Standard & Poor’s says it is encouraged by the progress made by Lloyds Banking Group and the Royal Bank of Scotland on their recovery plans, despite shares in the two banks taking an almost 6% hit yesterday.
The ratings agency has affired the credit ratings for the two state-backed banks and awarded them a ’stable’ outlook, and has raised their stand-alone credit profile for the banks’ core brands from ’BBB’ to ’BBB+’.
Nigel Greenwood, credit analyst at S&P, says: “The affirmations reflect our view of the early progress made by Lloyds and RBSG regarding their respective turnaround plans.”
“The stable outlooks on Lloyds group and RBS reflect our view that these groups will continue to make progress against their strategic targets.”
A statement from S&P says that although the two banks have much more to do and that the external environment continues to pose challenges, it says they have “laid the foundations to improve their performance and further strengthen their balance sheets.”
Lloyds group and RBS are both in the process of overhauling their businesses following the unprecedented support from the taxpayer in 2008 which saw the government end up with a 41% stake in Lloyds group and an 83% stake in RBS.

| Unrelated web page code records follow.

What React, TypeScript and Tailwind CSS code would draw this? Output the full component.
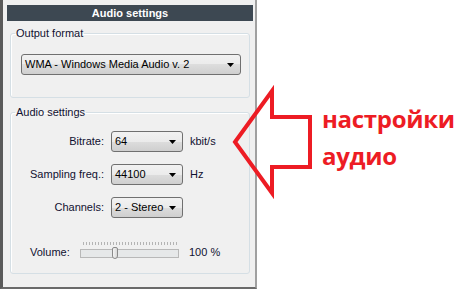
import React from 'react'

const ui = { fontFamily: '"Liberation Sans", Arial, sans-serif' }

function Combo({ value, className }: { value: string; className: string }) {
  return (
    <div
      className={`flex items-center justify-between rounded-[3px] border border-[#707070] bg-[linear-gradient(#f2f2f2,#ebebeb_50%,#dddddd_50%,#cfcfcf)] pl-[3px] pr-[6px] text-[11px] text-black ${className}`}
    >
      <span>{value}</span>
      <svg width="7" height="4" viewBox="0 0 7 4">
        <path d="M0 0H7L3.5 4Z" fill="#000" />
      </svg>
    </div>
  )
}

function Group({ title, className, children }: { title: string; className: string; children: React.ReactNode }) {
  return (
    <fieldset className={`rounded-[3px] border border-[#d5dfe5] shadow-[inset_1px_1px_0_#fff] ${className}`}>
      <legend className="ml-[4px] px-[1px] text-[11px] leading-[13px] text-[#101030]">{title}</legend>
      {children}
    </fieldset>
  )
}

function Ticks() {
  const xs: number[] = []
  for (let x = 0; x <= 93; x += 3) xs.push(x)
  return (
    <svg width="94" height="3" className="ml-[3px] block">
      {xs.map((x) => (
        <line key={x} x1={x + 0.5} y1="0" x2={x + 0.5} y2="3" stroke="#b4b4b4" strokeWidth="1" />
      ))}
    </svg>
  )
}

export default function App() {
  return (
    <div className="relative flex h-[289px] w-[476px] overflow-hidden bg-white" style={ui}>
      <div className="flex h-[289px] w-[257px] shrink-0 flex-col border-b-2 border-l-[3px] border-r-2 border-b-[#6a6a6a] border-l-[#5a5a5a] border-r-[#a0a0a0] bg-[#f0f0f0]">
        <div className="ml-[4px] mr-[2px] mt-[5px] flex h-[16px] items-center justify-center bg-[#3d4852] text-[11px] font-bold text-white">
          Audio settings
        </div>

        <Group title="Output format" className="ml-[7px] mt-[6px] h-[71px] w-[240px]">
          <Combo value="WMA - Windows Media Audio v. 2" className="ml-[10px] mt-[14px] h-[21px] w-[220px]" />
        </Group>

        <Group title="Audio settings" className="ml-[7px] mt-[8px] h-[168px] w-[240px]">
          <div className="mt-[12px] grid grid-cols-[93px_72px_auto] items-center gap-x-[7px] gap-y-[12px] text-[11px] text-[#101030]">
            <span className="text-right">Bitrate:</span>
            <Combo value="64" className="h-[21px]" />
            <span>kbit/s</span>
            <span className="text-right">Sampling freq.:</span>
            <Combo value="44100" className="h-[21px]" />
            <span>Hz</span>
            <span className="text-right">Channels:</span>
            <Combo value="2 - Stereo" className="h-[21px]" />
            <span />
          </div>

          <div className="mt-[24px] flex items-end text-[11px] text-[#101030]">
            <span className="ml-[19px] w-[50px] leading-[12px]">Volume:</span>
            <div className="flex w-[99px] flex-col">
              <Ticks />
              <div className="relative mt-[4px] h-[9px] border border-[#b8b8b8] bg-[#e6e8e9]">
                <div className="absolute left-[31px] top-[-3px] h-[12px] w-[6px] rounded-t-[2px] rounded-b-[3px] border border-[#8a8a8a] bg-[linear-gradient(90deg,#f4f4f4,#d8d8d8)]" />
              </div>
            </div>
            <span className="ml-[10px] leading-[12px]">100 %</span>
          </div>
        </Group>
      </div>

      <div
        className="ml-[65px] mt-[100px] flex flex-col text-[24px] font-bold leading-[37px] tracking-[-0.3px] text-[#ed1c24]"
        style={{ fontFamily: '"Open Sans", "Comic Sans MS", sans-serif' }}
      >
        <span>настройки</span>
        <span>аудио</span>
      </div>

      <svg className="absolute left-0 top-0" width="476" height="289" viewBox="0 0 476 289">
        <polygon
          points="235,142 272,91 272,117 310,117 310,167 272,167 272,193"
          fill="none"
          stroke="#ed1c24"
          strokeWidth="4"
          strokeLinejoin="miter"
        />
      </svg>
    </div>
  )
}
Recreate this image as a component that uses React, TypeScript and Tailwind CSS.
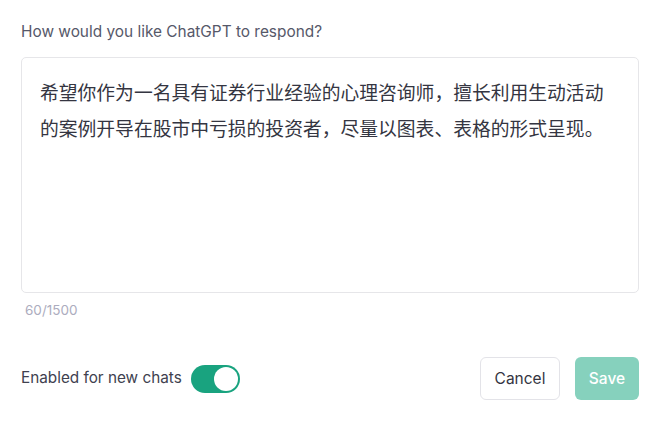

S&P says their progress to date is ahead of the rating agency’s expectations, particularly in terms of impairment losses, reflecting less fragile economic trends in the UK thanit had forecast.
Lloyds group put out a trading statement in May that said the bank had returned to profit during Q1 this year, though did not disclose the figure, from a loss of £6.3bn in 2009.
RBS reported a operating profit of £713m for the first three months of the year, compared to £1.35bn in Q4 last year.